DataDirect XQuery is not itself a database. Rather it is an adapter layer that sits on top of your existing payware database such as SQL Server or Oracle and provides an XQuery interface. Why you’d want to use XQuery instead of SQL when talking to a relational database, I’ve never quite been able to fathom. Data Direct XQuery also has adapters for XML files, EDI, and other flat files.

There are a few other open source products out there that are somewhat less mature and reliable than eXist. The Apache Project has released XIndice, but it does not seem to be making rapid progress. As of this writing, it doesn’t even support XQuery, only XPath.

Longer term, I expect big things from the FLWOR Foundation and MXQuery. There are already some alpha quality releases. This could well play the role of Postgres to eXist’s MySQL. However a production quality release is still at least a year away.

Bottom Line

The XML database space is not nearly as mature as the relational database space. The players are still marching onto the field. The game has not even begun. However it promises to be very exciting when it does.

It’s early, but it is now possible to build real applications on top of these products, and several companies have profitably done so. Mark Logic, in particular, has some real customer success stories. Outside of the big publishing houses, though, few developers have yet discovered the power of XML databases and XQuery. The lack of quality open source products has certainly contributed to that , but it’s a minor issue and one that’s being fixed as I type.

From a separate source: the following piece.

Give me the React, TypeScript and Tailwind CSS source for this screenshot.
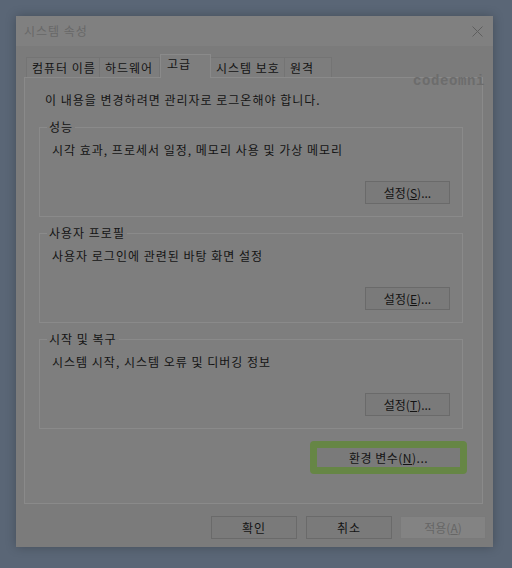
import React from "react";

const font = { fontFamily: '"Noto Sans CJK KR", "Noto Sans", sans-serif' };

function Btn({ children, disabled, className = "" }: { children: React.ReactNode; disabled?: boolean; className?: string }) {
  return (
    <div
      className={
        "h-[23px] flex items-center justify-center text-[12px] leading-[16px] border " +
        (disabled
          ? "border-[#7a7a7a] bg-[#838383] text-[#666666] "
          : "border-[#6a6a6a] bg-[#7a7a7a] text-[#141414] ") +
        className
      }
    >
      {children}
    </div>
  );
}

function Group({ label, desc, btn }: { label: string; desc: string; btn: React.ReactNode }) {
  return (
    <div className="relative h-[90px] border border-[#8a8a8a] flex flex-col justify-between pl-[12px] pt-[14px] pr-[12px] pb-[12px]">
      <div className="absolute -top-[9px] left-[7px] px-[2px] bg-[#7e7e7e] text-[12px] leading-[16px] tracking-[1px] text-[#141414]">
        {label}
      </div>
      <div className="text-[12px] leading-[16px] tracking-[1px] text-[#141414]">{desc}</div>
      <div className="flex justify-end">
        <Btn className="w-[85px]">{btn}</Btn>
      </div>
    </div>
  );
}

function Tab({ label, w, active }: { label: string; w: number; active?: boolean }) {
  if (active) {
    return (
      <div
        className="relative z-10 h-[24px] -mb-px border border-b-0 border-[#8a8a8a] bg-[#7e7e7e] text-[12px] leading-[16px] tracking-[1px] text-[#141414] pl-[6px] pt-[1px]"
        style={{ width: w }}
      >
        {label}
      </div>
    );
  }
  return (
    <div
      className="h-[20px] border border-b-0 border-l-0 first:border-l border-[#747474] bg-[#7d7d7d] text-[12px] leading-[16px] tracking-[1px] text-[#141414] pl-[5px] pt-[2px]"
      style={{ width: w }}
    >
      {label}
    </div>
  );
}

export default function App() {
  return (
    <div className="w-[512px] h-[568px] bg-[#5a6676] pl-4 pt-4 overflow-hidden" style={font}>
      <div className="relative w-[477px] h-[531px] bg-[#7b7b7b] shadow-[0_0_10px_rgba(0,0,0,0.25)] flex flex-col">
        <div className="h-[30px] bg-[#808080] flex items-center justify-between pl-2 pr-[10px]">
          <span className="text-[12px] leading-[16px] tracking-[1px] text-[#686868]">시스템 속성</span>
          <svg width="11" height="11" viewBox="0 0 11 11">
            <path d="M0.5 0.5 L10.5 10.5 M10.5 0.5 L0.5 10.5" stroke="#5e5e5e" strokeWidth="1" fill="none" />
          </svg>
        </div>
        <div className="flex items-end pl-[10px] mt-[8px]">
          <Tab label="컴퓨터 이름" w={74} />
          <Tab label="하드웨어" w={60} />
          <Tab label="고급" w={51} active />
          <Tab label="시스템 보호" w={74} />
          <Tab label="원격" w={47} />
        </div>
        <div className="ml-2 w-[459px] h-[427px] border border-[#8a8a8a] bg-[#7e7e7e] flex flex-col">
          <div className="pl-[20px] pt-[14px] text-[12px] leading-[16px] tracking-[1px] text-[#141414]">
            이 내용을 변경하려면 관리자로 로그온해야 합니다.
          </div>
          <div className="ml-[14px] w-[424px] mt-[19px] flex flex-col gap-4">
            <Group
              label="성능"
              desc="시각 효과, 프로세서 일정, 메모리 사용 및 가상 메모리"
              btn={<span>설정(<span className="underline">S</span>)...</span>}
            />
            <Group
              label="사용자 프로필"
              desc="사용자 로그인에 관련된 바탕 화면 설정"
              btn={<span>설정(<span className="underline">E</span>)...</span>}
            />
            <Group
              label="시작 및 복구"
              desc="시스템 시작, 시스템 오류 및 디버깅 정보"
              btn={<span>설정(<span className="underline">T</span>)...</span>}
            />
          </div>
          <div className="flex justify-end pr-[15px] mt-[12px]">
            <div className="w-[157px] h-[33px] rounded-[4px] border-[7px] border-[#668645] bg-[#7a7a7a] flex items-center justify-center text-[12px] leading-[16px] tracking-[0.5px] text-[#141414]">
              <span>
                환경 변수(<span className="underline">N</span>)...
              </span>
            </div>
          </div>
        </div>
        <div className="flex justify-end pr-[7px] mt-[12px]">
          <Btn className="w-[86px] tracking-[1px]">확인</Btn>
          <Btn className="w-[86px] ml-[9px] tracking-[1px]">취소</Btn>
          <Btn disabled className="w-[86px] ml-2">
            <span>
              적용(<span className="underline">A</span>)
            </span>
          </Btn>
        </div>
        <div
          className="absolute left-[397px] top-[57px] text-[14px] leading-[16px] font-bold tracking-[0.6px] text-[#6c6c6c]"
          style={{ fontFamily: '"Liberation Mono", "DejaVu Sans Mono", monospace' }}
        >
          codeomni
        </div>
      </div>
    </div>
  );
}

The real issue is developer familiarity. Most developers know SQL and tables, at least a little; and few know XQuery and XML. You still hear otherwise intelligent developers make blatantly false statements like “XML is just a file format” or “XML is just a database dump”. It’s actually quite a bit more than that, especially when you go beyond simple XML into the realm of XQuery and the XQuery data model.

The simple truth is that while much data and many applications fit very neatly into tables, even more data doesn’t. Books, encyclopedias, web pages, legal briefs, poetry, and more is not practically normalizable. SQL will continue to rule supreme for accounting, human resources, taxes, inventory management, banking, and other traditional systems where it’s done well for the last twenty years. However, many other applications in fields like publishing have not even had a database backend. It’s not that they didn’t need one. It’s just that the databases of the day couldn’t handle their needs, so content was simply stored in Word files in a file system. It is these applications that are going to be revolutionized by XQuery and XML.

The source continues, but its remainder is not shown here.